**Written request**
Do not copy the pictures; transcribe all other material exactly.

**Provided material**
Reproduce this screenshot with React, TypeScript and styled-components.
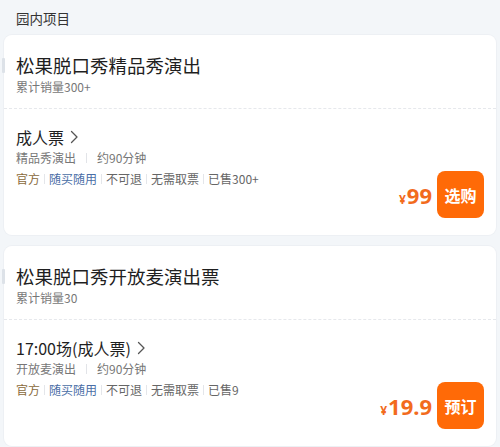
import { createGlobalStyle } from "styled-components";
import styled from "styled-components";

const GlobalStyle = createGlobalStyle`
  html, body {
    margin: 0;
    padding: 0;
    background: #f3f6f9;
  }
  body {
    font-family: "Noto Sans CJK SC", "Noto Sans", sans-serif;
    color: #222;
  }
`;

const Page = styled.div`
  width: 500px;
  padding-bottom: 4px;
`;

const SectionTitle = styled.div`
  padding: 7px 16px 6px;
  font-size: 13.5px;
  line-height: 22px;
  color: #333;
`;

const CardList = styled.div`
  display: flex;
  flex-direction: column;
  gap: 11px;
  padding: 0 4px;
`;

const Card = styled.div`
  position: relative;
  background: #fff;
  border-radius: 8px;
  box-shadow: 0 0 0 1px #edf0f4;
`;

const SideMark = styled.div`
  position: absolute;
  left: -2px;
  top: 23px;
  width: 3px;
  height: 15px;
  background: #dde2e8;
  border-radius: 1px;
`;

const CardHead = styled.div`
  padding: 17px 12px 12px;
  border-bottom: 1px dashed #e6e8ec;
`;

const ShowName = styled.div`
  font-size: 18.5px;
  line-height: 26px;
  color: #1f1f1f;
`;

const Sales = styled.div`
  font-size: 12px;
  line-height: 18px;
  color: #777;
`;

const CardBody = styled.div`
  display: flex;
  justify-content: space-between;
  align-items: flex-end;
  padding: 16px 12px 17px;
`;

const TicketInfo = styled.div`
  display: flex;
  flex-direction: column;
  padding-bottom: 30px;
`;

const TicketName = styled.div`
  display: flex;
  align-items: center;
  gap: 6px;
  font-size: 16px;
  line-height: 24px;
  color: #1f1f1f;
`;

const Meta = styled.div`
  display: flex;
  align-items: center;
  font-size: 12px;
  line-height: 18px;
  color: #777;
`;

const MetaSep = styled.span`
  width: 1px;
  height: 10px;
  margin: 0 10px;
  background: #e2e4e8;
`;

const Tags = styled.div`
  display: flex;
  align-items: center;
  margin-top: 3px;
  font-size: 12px;
  line-height: 18px;
`;

const Tag = styled.span<{ $tone?: "gold" | "blue" }>`
  color: ${(p) =>
    p.$tone === "gold" ? "#8a6a3c" : p.$tone === "blue" ? "#4a6ea6" : "#666"};
`;

const TagSep = styled.span`
  width: 1px;
  height: 10px;
  margin: 0 4px;
  background: #e4e6ea;
`;

const Buy = styled.div`
  display: flex;
  align-items: center;
  gap: 5px;
`;

const Price = styled.div`
  display: flex;
  align-items: baseline;
  color: #f26b1d;
  font-family: "Noto Sans", "Open Sans", sans-serif;
  font-weight: 700;
`;

const Yen = styled.span`
  font-size: 12px;
  margin-right: 1px;
`;

const Amount = styled.span`
  font-size: 22px;
  line-height: 26px;
`;

const BuyButton = styled.button`
  width: 47px;
  height: 47px;
  border: none;
  border-radius: 8px;
  background: #ff6a07;
  color: #fff;
  font-family: "Noto Sans CJK SC", sans-serif;
  font-size: 16px;
  font-weight: 700;
  padding: 0;
  cursor: pointer;
`;

const Chevron = () => (
  <svg width="9" height="14" viewBox="0 0 9 14" fill="none">
    <polyline
      points="1.5,1.5 7,7 1.5,12.5"
      stroke="#555"
      strokeWidth="1.3"
      strokeLinecap="round"
      strokeLinejoin="round"
    />
  </svg>
);

type Show = {
  name: string;
  sales: string;
  ticket: string;
  kind: string;
  sold: string;
  price: string;
  action: string;
};

const shows: Show[] = [
  {
    name: "松果脱口秀精品秀演出",
    sales: "累计销量300+",
    ticket: "成人票",
    kind: "精品秀演出",
    sold: "已售300+",
    price: "99",
    action: "选购",
  },
  {
    name: "松果脱口秀开放麦演出票",
    sales: "累计销量30",
    ticket: "17:00场(成人票)",
    kind: "开放麦演出",
    sold: "已售9",
    price: "19.9",
    action: "预订",
  },
];

const ShowCard = ({ show }: { show: Show }) => (
  <Card>
    <SideMark />
    <CardHead>
      <ShowName>{show.name}</ShowName>
      <Sales>{show.sales}</Sales>
    </CardHead>
    <CardBody>
      <TicketInfo>
        <TicketName>
          {show.ticket}
          <Chevron />
        </TicketName>
        <Meta>
          {show.kind}
          <MetaSep />
          约90分钟
        </Meta>
        <Tags>
          <Tag $tone="gold">官方</Tag>
          <TagSep />
          <Tag $tone="blue">随买随用</Tag>
          <TagSep />
          <Tag>不可退</Tag>
          <TagSep />
          <Tag>无需取票</Tag>
          <TagSep />
          <Tag>{show.sold}</Tag>
        </Tags>
      </TicketInfo>
      <Buy>
        <Price>
          <Yen>¥</Yen>
          <Amount>{show.price}</Amount>
        </Price>
        <BuyButton>{show.action}</BuyButton>
      </Buy>
    </CardBody>
  </Card>
);

const App = () => (
  <Page>
    <GlobalStyle />
    <SectionTitle>园内项目</SectionTitle>
    <CardList>
      {shows.map((s) => (
        <ShowCard key={s.name} show={s} />
      ))}
    </CardList>
  </Page>
);

export default App;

**Response to this task**
Reproduce this screenshot with React, TypeScript and styled-components.
import { createGlobalStyle } from "styled-components";
import styled from "styled-components";

const GlobalStyle = createGlobalStyle`
  html, body {
    margin: 0;
    padding: 0;
    background: #f3f6f9;
  }
  body {
    font-family: "Noto Sans CJK SC", "Noto Sans", sans-serif;
    color: #222;
  }
`;

const Page = styled.div`
  width: 500px;
  padding-bottom: 4px;
`;

const SectionTitle = styled.div`
  padding: 7px 16px 6px;
  font-size: 13.5px;
  line-height: 22px;
  color: #333;
`;

const CardList = styled.div`
  display: flex;
  flex-direction: column;
  gap: 11px;
  padding: 0 4px;
`;

const Card = styled.div`
  position: relative;
  background: #fff;
  border-radius: 8px;
  box-shadow: 0 0 0 1px #edf0f4;
`;

const SideMark = styled.div`
  position: absolute;
  left: -2px;
  top: 23px;
  width: 3px;
  height: 15px;
  background: #dde2e8;
  border-radius: 1px;
`;

const CardHead = styled.div`
  padding: 17px 12px 12px;
  border-bottom: 1px dashed #e6e8ec;
`;

const ShowName = styled.div`
  font-size: 18.5px;
  line-height: 26px;
  color: #1f1f1f;
`;

const Sales = styled.div`
  font-size: 12px;
  line-height: 18px;
  color: #777;
`;

const CardBody = styled.div`
  display: flex;
  justify-content: space-between;
  align-items: flex-end;
  padding: 16px 12px 17px;
`;

const TicketInfo = styled.div`
  display: flex;
  flex-direction: column;
  padding-bottom: 30px;
`;

const TicketName = styled.div`
  display: flex;
  align-items: center;
  gap: 6px;
  font-size: 16px;
  line-height: 24px;
  color: #1f1f1f;
`;

const Meta = styled.div`
  display: flex;
  align-items: center;
  font-size: 12px;
  line-height: 18px;
  color: #777;
`;

const MetaSep = styled.span`
  width: 1px;
  height: 10px;
  margin: 0 10px;
  background: #e2e4e8;
`;

const Tags = styled.div`
  display: flex;
  align-items: center;
  margin-top: 3px;
  font-size: 12px;
  line-height: 18px;
`;

const Tag = styled.span<{ $tone?: "gold" | "blue" }>`
  color: ${(p) =>
    p.$tone === "gold" ? "#8a6a3c" : p.$tone === "blue" ? "#4a6ea6" : "#666"};
`;

const TagSep = styled.span`
  width: 1px;
  height: 10px;
  margin: 0 4px;
  background: #e4e6ea;
`;

const Buy = styled.div`
  display: flex;
  align-items: center;
  gap: 5px;
`;

const Price = styled.div`
  display: flex;
  align-items: baseline;
  color: #f26b1d;
  font-family: "Noto Sans", "Open Sans", sans-serif;
  font-weight: 700;
`;

const Yen = styled.span`
  font-size: 12px;
  margin-right: 1px;
`;

const Amount = styled.span`
  font-size: 22px;
  line-height: 26px;
`;

const BuyButton = styled.button`
  width: 47px;
  height: 47px;
  border: none;
  border-radius: 8px;
  background: #ff6a07;
  color: #fff;
  font-family: "Noto Sans CJK SC", sans-serif;
  font-size: 16px;
  font-weight: 700;
  padding: 0;
  cursor: pointer;
`;

const Chevron = () => (
  <svg width="9" height="14" viewBox="0 0 9 14" fill="none">
    <polyline
      points="1.5,1.5 7,7 1.5,12.5"
      stroke="#555"
      strokeWidth="1.3"
      strokeLinecap="round"
      strokeLinejoin="round"
    />
  </svg>
);

type Show = {
  name: string;
  sales: string;
  ticket: string;
  kind: string;
  sold: string;
  price: string;
  action: string;
};

const shows: Show[] = [
  {
    name: "松果脱口秀精品秀演出",
    sales: "累计销量300+",
    ticket: "成人票",
    kind: "精品秀演出",
    sold: "已售300+",
    price: "99",
    action: "选购",
  },
  {
    name: "松果脱口秀开放麦演出票",
    sales: "累计销量30",
    ticket: "17:00场(成人票)",
    kind: "开放麦演出",
    sold: "已售9",
    price: "19.9",
    action: "预订",
  },
];

const ShowCard = ({ show }: { show: Show }) => (
  <Card>
    <SideMark />
    <CardHead>
      <ShowName>{show.name}</ShowName>
      <Sales>{show.sales}</Sales>
    </CardHead>
    <CardBody>
      <TicketInfo>
        <TicketName>
          {show.ticket}
          <Chevron />
        </TicketName>
        <Meta>
          {show.kind}
          <MetaSep />
          约90分钟
        </Meta>
        <Tags>
          <Tag $tone="gold">官方</Tag>
          <TagSep />
          <Tag $tone="blue">随买随用</Tag>
          <TagSep />
          <Tag>不可退</Tag>
          <TagSep />
          <Tag>无需取票</Tag>
          <TagSep />
          <Tag>{show.sold}</Tag>
        </Tags>
      </TicketInfo>
      <Buy>
        <Price>
          <Yen>¥</Yen>
          <Amount>{show.price}</Amount>
        </Price>
        <BuyButton>{show.action}</BuyButton>
      </Buy>
    </CardBody>
  </Card>
);

const App = () => (
  <Page>
    <GlobalStyle />
    <SectionTitle>园内项目</SectionTitle>
    <CardList>
      {shows.map((s) => (
        <ShowCard key={s.name} show={s} />
      ))}
    </CardList>
  </Page>
);

export default App;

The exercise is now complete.